Митар поперхнулся. Откашлялся. Запустил пятерню в свои волнистые волосы, потом спустил на лоб, прикрыл глаза и расхохотался.
— Вопет, Вопет… — повторял он, вытирая глаза. — О, Всевидящий Отче! За что мне все это?!
— Это я на стене павильона прочитал, — поспешил оправдаться, испугавшись, что сморозил глупость.
— Садись, ешь и уматывай! — хозяин комнаты так же внезапно стал серьезным.
— Хорошо, — кивнул я.
… Прошла мера, а я все еще ел злосчастную кашу. Она в меня не лезла, потому что был сыт. А инквизитор сидел напротив, сверлил во мне дыру каре-желтыми глазами, но терпеливо молчал.
— А еще можно? — спросил через треть меры, дожевывая последнюю ложку.
Митар, не сказав ни слова, встал, подошел в шкафу, где хранил съестное, и вернулся с целой кастрюлькой.
— До утра справишься?
Я растерянно кивнул.
— Бери и иди. Для друга мне не жаль, — а у самого голос сочился ядом.
— Не уйду.
— Повеселил, яблоками угостил — я оценил, благодарен. Иди.
— Нет! — я вцепился руками в стол.
— Я ведь не в духе, могу и каверзные вопросы начать задавать, — пригрозил он.
— Задавайте! Все равно не уйду!
— Сидерик, я с тринадцати сезонов не лью слез. Так что катись. Жить буду.
— Не-а, — упрямо качнул головой.
— Тогда спишь на стуле.
— А в кресле можно?
— Не зли меня, лопоухий! Иначе сам оттаскаю для проформы!

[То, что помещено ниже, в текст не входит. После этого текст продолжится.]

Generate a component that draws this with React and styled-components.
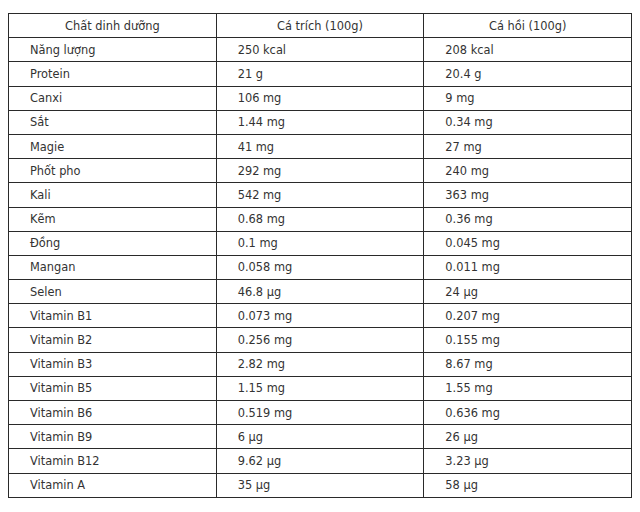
import React from 'react';
import styled, { createGlobalStyle } from 'styled-components';

const GlobalStyle = createGlobalStyle`
  body {
    margin: 0;
    background: #fff;
    font-family: "DejaVu Sans", sans-serif;
  }
`;

const Page = styled.div`
  padding: 13px 8px;
`;

const Table = styled.table`
  width: 624px;
  border-collapse: collapse;
  font-size: 11.4px;
  color: #333;
  table-layout: fixed;
`;

const Row = styled.tr`
  height: 24.2px;
`;

const Head = styled.th`
  border: 1px solid #2a2a2a;
  font-weight: normal;
  text-align: center;
  padding: 0 8px;
`;

const Cell = styled.td`
  border: 1px solid #2a2a2a;
  padding: 0 20px 0 21px;
  text-align: left;
`;

const rows = [
  ['Năng lượng', '250 kcal', '208 kcal'],
  ['Protein', '21 g', '20.4 g'],
  ['Canxi', '106 mg', '9 mg'],
  ['Sắt', '1.44 mg', '0.34 mg'],
  ['Magie', '41 mg', '27 mg'],
  ['Phốt pho', '292 mg', '240 mg'],
  ['Kali', '542 mg', '363 mg'],
  ['Kẽm', '0.68 mg', '0.36 mg'],
  ['Đồng', '0.1 mg', '0.045 mg'],
  ['Mangan', '0.058 mg', '0.011 mg'],
  ['Selen', '46.8 µg', '24 µg'],
  ['Vitamin B1', '0.073 mg', '0.207 mg'],
  ['Vitamin B2', '0.256 mg', '0.155 mg'],
  ['Vitamin B3', '2.82 mg', '8.67 mg'],
  ['Vitamin B5', '1.15 mg', '1.55 mg'],
  ['Vitamin B6', '0.519 mg', '0.636 mg'],
  ['Vitamin B9', '6 µg', '26 µg'],
  ['Vitamin B12', '9.62 µg', '3.23 µg'],
  ['Vitamin A', '35 µg', '58 µg'],
];

export default function App() {
  return (
    <Page>
      <GlobalStyle />
      <Table>
        <thead>
          <Row>
            <Head>Chất dinh dưỡng</Head>
            <Head>Cá trích (100g)</Head>
            <Head>Cá hồi (100g)</Head>
          </Row>
        </thead>
        <tbody>
          {rows.map(r => (
            <Row key={r[0]}>
              <Cell>{r[0]}</Cell>
              <Cell>{r[1]}</Cell>
              <Cell>{r[2]}</Cell>
            </Row>
          ))}
        </tbody>
      </Table>
    </Page>
  );
}
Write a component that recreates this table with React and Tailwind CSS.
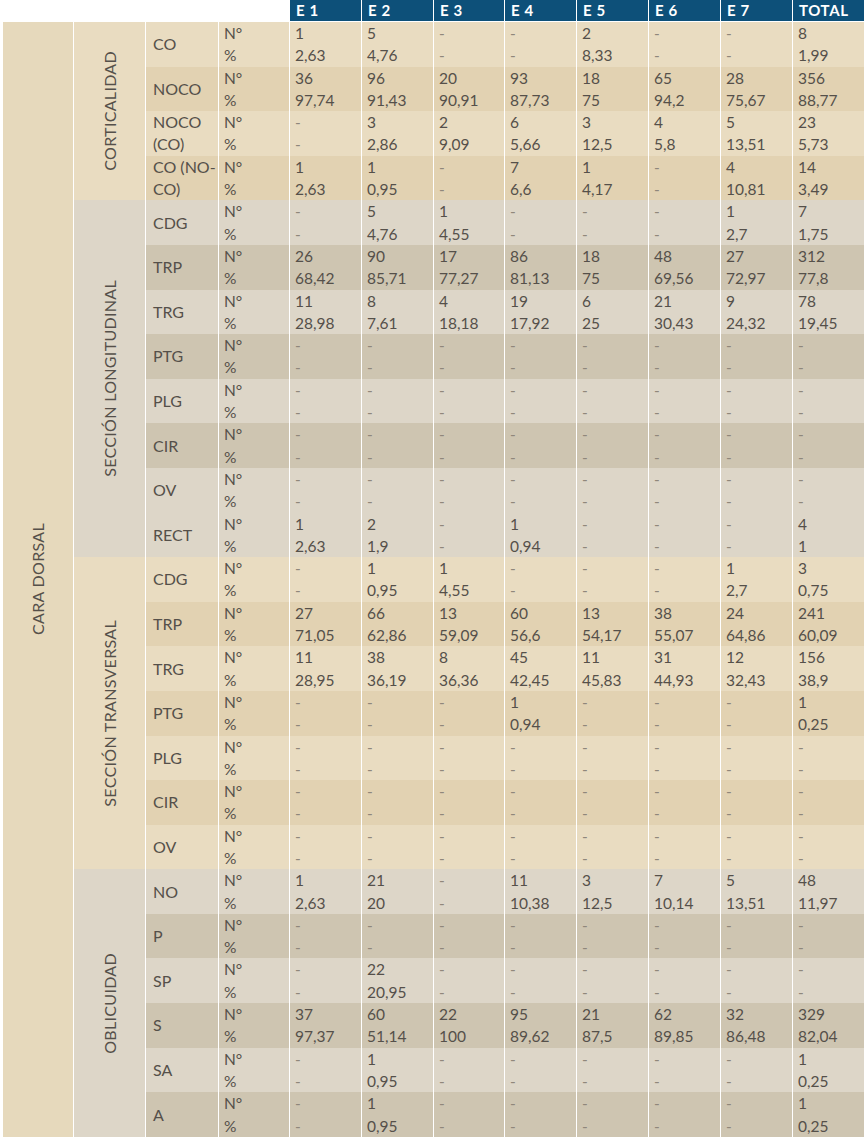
import React from "react";

const B_L = "bg-[#e9dcc1]";
const B_D = "bg-[#e2d2b2]";
const G_L = "bg-[#ddd6c8]";
const G_D = "bg-[#cec5b1]";

const D = ["-", "-", "-", "-", "-", "-", "-", "-"];

const sections = [
  {
    name: "CORTICALIDAD",
    tone: "b",
    rows: [
      { l: "CO", d: 0, n: ["1", "5", "-", "-", "2", "-", "-", "8"], p: ["2,63", "4,76", "-", "-", "8,33", "-", "-", "1,99"] },
      { l: "NOCO", d: 1, n: ["36", "96", "20", "93", "18", "65", "28", "356"], p: ["97,74", "91,43", "90,91", "87,73", "75", "94,2", "75,67", "88,77"] },
      { l: "NOCO (CO)", d: 0, n: ["-", "3", "2", "6", "3", "4", "5", "23"], p: ["-", "2,86", "9,09", "5,66", "12,5", "5,8", "13,51", "5,73"] },
      { l: "CO (NO-CO)", d: 1, n: ["1", "1", "-", "7", "1", "-", "4", "14"], p: ["2,63", "0,95", "-", "6,6", "4,17", "-", "10,81", "3,49"] },
    ],
  },
  {
    name: "SECCIÓN LONGITUDINAL",
    tone: "g",
    rows: [
      { l: "CDG", d: 0, n: ["-", "5", "1", "-", "-", "-", "1", "7"], p: ["-", "4,76", "4,55", "-", "-", "-", "2,7", "1,75"] },
      { l: "TRP", d: 1, n: ["26", "90", "17", "86", "18", "48", "27", "312"], p: ["68,42", "85,71", "77,27", "81,13", "75", "69,56", "72,97", "77,8"] },
      { l: "TRG", d: 0, n: ["11", "8", "4", "19", "6", "21", "9", "78"], p: ["28,98", "7,61", "18,18", "17,92", "25", "30,43", "24,32", "19,45"] },
      { l: "PTG", d: 1, n: D, p: D },
      { l: "PLG", d: 0, n: D, p: D },
      { l: "CIR", d: 1, n: D, p: D },
      { l: "OV", d: 0, n: D, p: D },
      { l: "RECT", d: 0, n: ["1", "2", "-", "1", "-", "-", "-", "4"], p: ["2,63", "1,9", "-", "0,94", "-", "-", "-", "1"] },
    ],
  },
  {
    name: "SECCIÓN TRANSVERSAL",
    tone: "b",
    rows: [
      { l: "CDG", d: 0, n: ["-", "1", "1", "-", "-", "-", "1", "3"], p: ["-", "0,95", "4,55", "-", "-", "-", "2,7", "0,75"] },
      { l: "TRP", d: 1, n: ["27", "66", "13", "60", "13", "38", "24", "241"], p: ["71,05", "62,86", "59,09", "56,6", "54,17", "55,07", "64,86", "60,09"] },
      { l: "TRG", d: 0, n: ["11", "38", "8", "45", "11", "31", "12", "156"], p: ["28,95", "36,19", "36,36", "42,45", "45,83", "44,93", "32,43", "38,9"] },
      { l: "PTG", d: 1, n: ["-", "-", "-", "1", "-", "-", "-", "1"], p: ["-", "-", "-", "0,94", "-", "-", "-", "0,25"] },
      { l: "PLG", d: 0, n: D, p: D },
      { l: "CIR", d: 1, n: D, p: D },
      { l: "OV", d: 0, n: D, p: D },
    ],
  },
  {
    name: "OBLICUIDAD",
    tone: "g",
    rows: [
      { l: "NO", d: 0, n: ["1", "21", "-", "11", "3", "7", "5", "48"], p: ["2,63", "20", "-", "10,38", "12,5", "10,14", "13,51", "11,97"] },
      { l: "P", d: 1, n: D, p: D },
      { l: "SP", d: 0, n: ["-", "22", "-", "-", "-", "-", "-", "-"], p: ["-", "20,95", "-", "-", "-", "-", "-", "-"] },
      { l: "S", d: 1, n: ["37", "60", "22", "95", "21", "62", "32", "329"], p: ["97,37", "51,14", "100", "89,62", "87,5", "89,85", "86,48", "82,04"] },
      { l: "SA", d: 0, n: ["-", "1", "-", "-", "-", "-", "-", "1"], p: ["-", "0,95", "-", "-", "-", "-", "-", "0,25"] },
      { l: "A", d: 1, n: ["-", "1", "-", "-", "-", "-", "-", "1"], p: ["-", "0,95", "-", "-", "-", "-", "-", "0,25"] },
    ],
  },
];

const headers = ["E 1", "E 2", "E 3", "E 4", "E 5", "E 6", "E 7", "TOTAL"];

const COLS = "grid-cols-[70px_71px_72px_70px_71px_71px_70px_71px_71px_71px_71px_71px]";

function Val({ v }) {
  if (v === "-") return <div className="h-[22.3px] leading-[22.3px] text-[#8f877b]">-</div>;
  return <div className="h-[22.3px] leading-[22.3px]">{v}</div>;
}

export default function App() {
  const cells = [];
  let rowIndex = 1;
  cells.push(
    <div
      key="cara"
      className="bg-[#e6d9bc] flex items-center justify-center"
      style={{ gridColumn: "1", gridRow: `1 / span 25` }}
    >
      <span className="[writing-mode:vertical-rl] rotate-180 text-[16px] tracking-[0.02em]">CARA DORSAL</span>
    </div>
  );
  sections.forEach((s, si) => {
    const base = s.tone === "b" ? B_L : G_L;
    cells.push(
      <div
        key={"sec" + si}
        className={`${base} flex items-center justify-center`}
        style={{ gridColumn: "2", gridRow: `${rowIndex} / span ${s.rows.length}` }}
      >
        <span className="[writing-mode:vertical-rl] rotate-180 text-[16px] tracking-[0.02em]">{s.name}</span>
      </div>
    );
    s.rows.forEach((r, ri) => {
      const bg = s.tone === "b" ? (r.d ? B_D : B_L) : r.d ? G_D : G_L;
      const gr = rowIndex + ri;
      cells.push(
        <div key={`l${si}-${ri}`} className={`${bg} flex items-center pl-[7px] text-[16px] leading-[22px]`} style={{ gridColumn: "3", gridRow: `${gr}` }}>
          <span>{r.l}</span>
        </div>
      );
      cells.push(
        <div key={`u${si}-${ri}`} className={`${bg} pl-[5px] text-[15.5px]`} style={{ gridColumn: "4", gridRow: `${gr}` }}>
          <div className="h-[22.3px] leading-[22.3px]">N°</div>
          <div className="h-[22.3px] leading-[22.3px]">%</div>
        </div>
      );
      for (let c = 0; c < 8; c++) {
        cells.push(
          <div key={`d${si}-${ri}-${c}`} className={`${bg} pl-[5px] text-[15.5px]`} style={{ gridColumn: `${5 + c}`, gridRow: `${gr}` }}>
            <Val v={r.n[c]} />
            <Val v={r.p[c]} />
          </div>
        );
      }
    });
    rowIndex += s.rows.length;
  });

  return (
    <div className="w-[868px] h-[1137px] bg-white overflow-hidden text-[#55504a]" style={{ fontFamily: "Lato, 'Noto Sans', sans-serif" }}>
      <div className="ml-[3px] w-[861px]">
        <div className={`grid ${COLS} gap-x-px h-[21px]`}>
          <div />
          <div />
          <div />
          <div />
          {headers.map((h) => (
            <div key={h} className="bg-[#0d5079] text-white font-bold text-[15px] tracking-[0.04em] leading-[21px] pl-[6px]">
              {h}
            </div>
          ))}
        </div>
        <div className={`grid ${COLS} grid-rows-[repeat(25,44.6px)] gap-x-px mt-px`}>{cells}</div>
      </div>
    </div>
  );
}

— На стуле, так на стуле, — вздохнул. Еще неизвестно, кто первым сдастся. Видно же, что у него самого сна ни в одном глазу.
Положа голову на руки, долго смотрел, как Митар перебирает бумаги, неторопливо отхлебывает вино и корчит из себя свирепого мужлана.
— Катись, а? — не отрываясь от работы, пробормотал он.
— Не-а.
И мы снова замолчали.
— А можно спросить? — через некоторое время осмелел я. — Как вас зовут?
— Магистр Митар.
— Сразу родились магистром инквизиции?
Он прищурился и язвительно бросил:
— Выставлю за дверь! — но уже давно смирился с моим присутствием, поэтому я не отставал:
— Ну, как?
— Айтен. Умолкни — мешаешь.
В густой темноте яркий свет магической лампы озарял рослую мужскую фигуру. Внимательно рассматривая его, примерял имя.
«Айтен Митар. Митар Айтен… Не звучит. Имя «легкое» — сам большой. И челюсть тяжеловатая, и кулаки…
Но ему идет. И шрам нисколечко не портит. Зря переживает…»
— Ну, что еще?
— Ничего, — наглеть я не собирался.
— Не лги.
Вздохнув, ответил:
— Зря переживаете. Он вас совсем не портит. И, вообще, глупо по внешности судить человека… — Митар вздрогнул, и я спрятал нос в кольце рук, заменявших подушку. — Простите, я не должен лезть не в свое дело, но… — затих под долгим, пронзительным взглядом, от которого готов был сползти под стол или вновь забиться под кровать.